A Note to My Old Self

“I may not be where I want to be, but thank God I’m not where I used to be.” ~ Joyce Meyer

Photo by Chei ki on Pexels.com

I had a conversation with a dear one the other night, and he said to me, “Don’t tell me you’re not the person you were five years ago.”

Hmmmmmm . . . .

Okay, I won’t say it to you. Truth is, I’m NOT the person I was five years ago. No one is. Even a corpse changes over five years with the rate of decomposition. Anyone who is living, and breathing has gone through life changes, however subtle, that affect how they think, how they react, their perspective . . . basically WHO they are. So I decided to celebrate my changes by writing a letter to who I was.

Dear Karen (of the past),

I know this sounds odd, and it’s not as bad as ‘Back to the Future’ made it out to be, but . . . five years from now, you will be a completely different person. Not just in the physical sense of hairstyle, or hair color, or weight or body compensation. But in so many other ways.

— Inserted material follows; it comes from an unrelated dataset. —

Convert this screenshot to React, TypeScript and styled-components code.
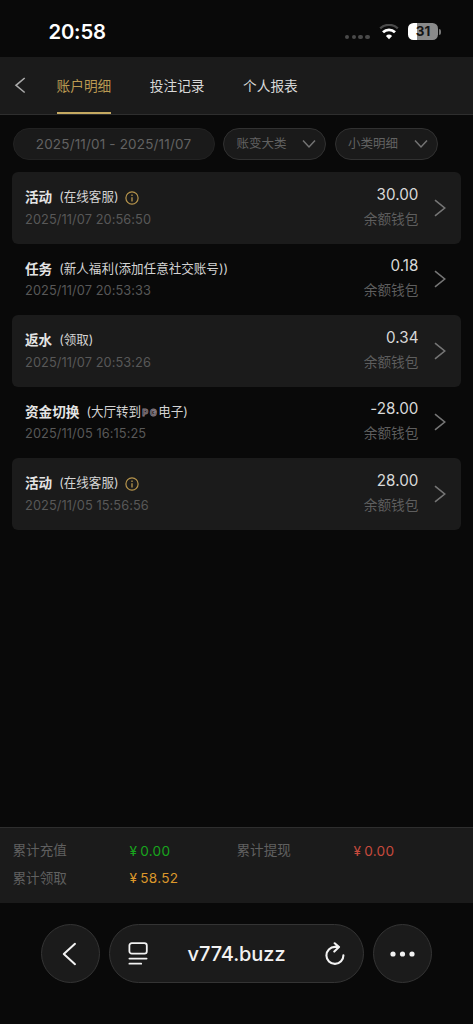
import React from "react";
import styled, { createGlobalStyle } from "styled-components";

const GlobalStyle = createGlobalStyle`
  *, *::before, *::after { box-sizing: border-box; }
  body {
    margin: 0;
    background: #090909;
    font-family: Inter, "Noto Sans CJK SC", sans-serif;
  }
`;

const Screen = styled.div`
  display: flex;
  flex-direction: column;
  width: 473px;
  height: 1024px;
  overflow: hidden;
  background: #090909;
  color: #dedede;
  white-space: nowrap;
`;

const StatusBar = styled.div`
  display: flex;
  align-items: center;
  height: 57px;
  padding: 6px 32px 0 48.5px;
`;

const Clock = styled.span`
  flex: 1;
  font-size: 20.3px;
  line-height: 24px;
  font-weight: 600;
  letter-spacing: -0.2px;
  color: #fff;
`;

const Signal = styled.div`
  display: flex;
  gap: 2.3px;
  margin: 11px 9px 0 0;
`;

const SignalDot = styled.i`
  width: 4.4px;
  height: 4.4px;
  border-radius: 50%;
  background: #4a4a4a;
`;

const Battery = styled.div`
  display: flex;
  align-items: center;
  justify-content: center;
  width: 30px;
  height: 17px;
  margin-left: 9.5px;
  border-radius: 5.5px;
  background: linear-gradient(90deg, #fff 31%, #8a8a8a 31%);
  color: #151515;
  font-size: 13.5px;
  line-height: 17px;
  font-weight: 700;
`;

const BatteryCap = styled.i`
  width: 2px;
  height: 6px;
  margin-left: 1px;
  border-radius: 0 2px 2px 0;
  background: #777;
`;

const Header = styled.header`
  display: flex;
  height: 58px;
  padding-left: 14px;
  background: #1b1b1b;
  border-bottom: 1.5px solid #2e2e2e;
`;

const BackIcon = styled.svg`
  width: 13px;
  height: 18px;
  margin: 19px 29.5px 0 0;
`;

const Tabs = styled.nav`
  display: flex;
  gap: 38.5px;
`;

const Tab = styled.span<{ $active?: boolean }>`
  height: 57px;
  padding-top: 18.5px;
  font-size: 13.7px;
  line-height: 20px;
  color: ${(p) => (p.$active ? "#bb9a52" : "#d8d8d8")};
  border-bottom: 2px solid ${(p) => (p.$active ? "#c5a961" : "transparent")};
`;

const Filters = styled.div`
  display: flex;
  gap: 8.5px;
  padding: 13px 12px 12.5px 12.5px;
`;

const FilterPill = styled.div<{ $w: number; $date?: boolean }>`
  display: flex;
  align-items: center;
  justify-content: ${(p) => (p.$date ? "center" : "space-between")};
  width: ${(p) => p.$w}px;
  height: 31.5px;
  padding: ${(p) => (p.$date ? "0" : "0 9px 0 12.5px")};
  border: 1px solid ${(p) => (p.$date ? "#222" : "#313131")};
  border-radius: 16px;
  background: #1a1a1a;
  color: #626262;
  font-size: ${(p) => (p.$date ? 13.5 : 12.5)}px;
  letter-spacing: ${(p) => (p.$date ? 0.17 : 0)}px;
  line-height: 20px;
`;

const List = styled.main`
  flex: 1;
  padding: 0 12px;
`;

const Row = styled.article<{ $filled: boolean }>`
  display: flex;
  align-items: center;
  height: 71.5px;
  padding: 0 15px 0 13px;
  border-radius: 6px;
  background: ${(p) => (p.$filled ? "#1b1b1b" : "transparent")};
`;

const Details = styled.div`
  flex: 1;
  padding-top: 1px;
`;

const TitleLine = styled.div`
  display: flex;
  align-items: center;
  height: 20px;
  padding-top: 1px;
`;

const Kind = styled.strong`
  margin-right: 7px;
  font-size: 13.6px;
  line-height: 20px;
  font-weight: 700;
  color: #e4e4e4;
`;

const Note = styled.span`
  font-size: 12.55px;
  line-height: 20px;
  color: #d4d4d4;
`;

const Provider = styled.span`
  display: inline-block;
  width: 17px;
  font-size: 9px;
  line-height: 9px;
  font-weight: 700;
  letter-spacing: 2px;
  padding-left: 1px;
  color: #17171c;
  -webkit-text-stroke: 0.9px #857a80;
`;

const InfoIcon = styled.svg`
  width: 14px;
  height: 14px;
  margin: 1px 0 0 6px;
`;

const Time = styled.div`
  margin-top: 3px;
  font-size: 12.8px;
  line-height: 20px;
  letter-spacing: 0.08px;
  color: #585858;
`;

const Money = styled.div`
  margin-right: 15.5px;
  text-align: right;
`;

const Amount = styled.div`
  height: 22px;
  font-size: 15.2px;
  line-height: 17px;
  letter-spacing: 0.05px;
  color: #d8d8d8;
`;

const Wallet = styled.div`
  font-size: 13.7px;
  line-height: 22px;
  color: #5e5e5e;
`;

const Summary = styled.footer`
  display: grid;
  grid-template-columns: 117px 107px 117px 1fr;
  grid-auto-rows: 27.5px;
  align-content: start;
  align-items: center;
  height: 76px;
  padding: 8.5px 12px 0 12.5px;
  border-top: 1.5px solid #2e2e2e;
  background: #1b1b1b;
  font-size: 13.6px;
  line-height: 20px;
`;

const Label = styled.span`
  color: #606060;
`;

const Total = styled.span<{ $color: string }>`
  color: ${(p) => p.$color};
  padding-top: 1px;
  letter-spacing: 0.25px;
  word-spacing: -1px;
`;

const BrowserBar = styled.div`
  display: flex;
  justify-content: space-between;
  height: 121px;
  padding: 21px 41px 0;
`;

const RoundButton = styled.button`
  display: flex;
  align-items: center;
  justify-content: center;
  width: 59px;
  height: 59px;
  padding: 0;
  border: 1px solid #343434;
  border-radius: 50%;
  background: #1b1b1b;
`;

const BackArrow = styled.svg`
  margin-right: 2px;
`;

const AddressBar = styled.div`
  display: flex;
  align-items: center;
  justify-content: space-between;
  width: 255px;
  height: 59px;
  padding: 0 18px;
  border: 1px solid #343434;
  border-radius: 30px;
  background: #1b1b1b;
  color: #f2f2f2;
  font-size: 20px;
  font-weight: 500;
  letter-spacing: -0.1px;
`;

const DownChevron = () => (
  <svg width="14" height="10" viewBox="0 0 14 10" fill="none" stroke="#747474" strokeWidth="1.5">
    <path d="M1 1.5 7 8l6-6.5" />
  </svg>
);

const RightChevron = () => (
  <svg width="12" height="18" viewBox="0 0 12 18" fill="none" stroke="#757575" strokeWidth="1.6">
    <path d="m1 1.2 9.7 7.8L1 16.8" />
  </svg>
);

const Info = () => (
  <InfoIcon viewBox="0 0 14 14" fill="none" stroke="#b6944c" strokeWidth="1.2">
    <circle cx="7" cy="7" r="6.1" />
    <path d="M7 6.2v4.2M7 3.6v1.3" strokeWidth="1.3" />
  </InfoIcon>
);

const records = [
  { kind: "活动", note: "(在线客服)", info: true, time: "2025/11/07 20:56:50", amount: "30.00" },
  { kind: "任务", note: "(新人福利(添加任意社交账号))", time: "2025/11/07 20:53:33", amount: "0.18" },
  { kind: "返水", note: "(领取)", time: "2025/11/07 20:53:26", amount: "0.34" },
  {
    kind: "资金切换",
    note: <>(大厅转到<Provider>PG</Provider>电子)</>,
    time: "2025/11/05 16:15:25",
    amount: "-28.00",
  },
  { kind: "活动", note: "(在线客服)", info: true, time: "2025/11/05 15:56:56", amount: "28.00" },
];

export default function App() {
  return (
    <>
      <GlobalStyle />
      <Screen>
        <StatusBar>
          <Clock>20:58</Clock>
          <Signal>
            <SignalDot />
            <SignalDot />
            <SignalDot />
            <SignalDot />
          </Signal>
          <svg width="20" height="16" viewBox="0 0 20 16" fill="none">
            <path d="M1.2 4.4a12.7 12.7 0 0 1 17.6 0" stroke="#4a4a4a" strokeWidth="2.3" />
            <path d="M4 8.3a8.6 8.6 0 0 1 12 0" stroke="#fff" strokeWidth="2.8" />
            <path d="M6.9 11.9a4.6 4.6 0 0 1 6.2 0L10 15.3Z" fill="#fff" />
          </svg>
          <Battery>31</Battery>
          <BatteryCap />
        </StatusBar>
        <Header>
          <BackIcon viewBox="0 0 13 18" fill="none" stroke="#aaa" strokeWidth="1.6">
            <path d="M10.7 2 2 9.3l8.7 7.2" />
          </BackIcon>
          <Tabs>
            <Tab $active>账户明细</Tab>
            <Tab>投注记录</Tab>
            <Tab>个人报表</Tab>
          </Tabs>
        </Header>
        <Filters>
          <FilterPill $w={202} $date>2025/11/01 - 2025/11/07</FilterPill>
          <FilterPill $w={103}>
            账变大类
            <DownChevron />
          </FilterPill>
          <FilterPill $w={103}>
            小类明细
            <DownChevron />
          </FilterPill>
        </Filters>
        <List>
          {records.map((r, i) => (
            <Row key={r.time} $filled={i % 2 === 0}>
              <Details>
                <TitleLine>
                  <Kind>{r.kind}</Kind>
                  <Note>{r.note}</Note>
                  {r.info && <Info />}
                </TitleLine>
                <Time>{r.time}</Time>
              </Details>
              <Money>
                <Amount>{r.amount}</Amount>
                <Wallet>余额钱包</Wallet>
              </Money>
              <RightChevron />
            </Row>
          ))}
        </List>
        <Summary>
          <Label>累计充值</Label>
          <Total $color="#18a51d">¥ 0.00</Total>
          <Label>累计提现</Label>
          <Total $color="#c74a3d">¥ 0.00</Total>
          <Label>累计领取</Label>
          <Total $color="#dc982b">¥ 58.52</Total>
        </Summary>
        <BrowserBar>
          <RoundButton aria-label="back">
            <BackArrow width="16" height="24" viewBox="0 0 16 24" fill="none" stroke="#f2f2f2" strokeWidth="2" strokeLinecap="round" strokeLinejoin="round">
              <path d="M13 1.8 1.8 12 13 22.2" />
            </BackArrow>
          </RoundButton>
          <AddressBar>
            <svg width="20" height="23" viewBox="0 0 20 23" fill="none" stroke="#f2f2f2" strokeWidth="1.8" strokeLinecap="round">
              <rect x="1.4" y="1.2" width="17.4" height="10.4" rx="2.4" />
              <path d="M1.4 16.6h17.2M1.4 21.7h11.8" />
            </svg>
            <span>v774.buzz</span>
            <svg width="20" height="24" viewBox="0 0 20 24" fill="none" stroke="#f2f2f2" strokeWidth="2.1" strokeLinecap="round" strokeLinejoin="round">
              <path d="M18.4 13.2a8.5 8.5 0 1 1-8.5-8.3h4M9.7 1.3l4.3 3.8-4.7 4.5" />
            </svg>
          </AddressBar>
          <RoundButton aria-label="more">
            <svg width="26" height="6" viewBox="0 0 26 6" fill="#f2f2f2">
              <circle cx="3" cy="3" r="2.6" />
              <circle cx="12.5" cy="3" r="2.6" />
              <circle cx="22" cy="3" r="2.6" />
            </svg>
          </RoundButton>
        </BrowserBar>
      </Screen>
    </>
  );
}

In the next five years, you will not only finish chemo and Master’s degree, you will change jobs and locations. Having dreamed of relocating somewhere other than Missouri, you will have the gumption and fortitude to re-start a life in Alabama. As usual, nothing will go easy and you will struggle with doubts, financial difficulties, and stress but eventually things will start to fall into a pattern.

And then , , , BAM. As your life usually goes, there will be two more children added to the mix unexpectedly, (and no, that hysterectomy was final . . . nothing grew back). You will have added financial stressors, responsibilities and more time spent in prayer with your rosary than you could ever imagine you would.

In the next five years, you will —

  • read more books
  • speak to groups of up to 300 people
  • help more people
  • laugh, cry and shake your head in wonder
  • survive a pandemic
  • lose your sense of self and find it again

All of these things will make you not so much a ‘different’ person, but a person with more depth, a deeper faith, a wider perspective, a greater ability to discern what is and what isn’t important in life, and add more skills to your repertoire. Things that you think are important now, you will realize were only for a season.

Fasten your seatbelt dear, the next five years will be a wild ride!

Love,

Karen (in five years)

Much like we expect children to grow and mature each year, learning new skills . . . it should follow that it doesn’t end when we reach adulthood. The things I know now are more than the things I knew at 25 or 35 or 45. I would venture to say that if a person ISN’T a different person than they were five years ago, that is a sad, sad situation indeed.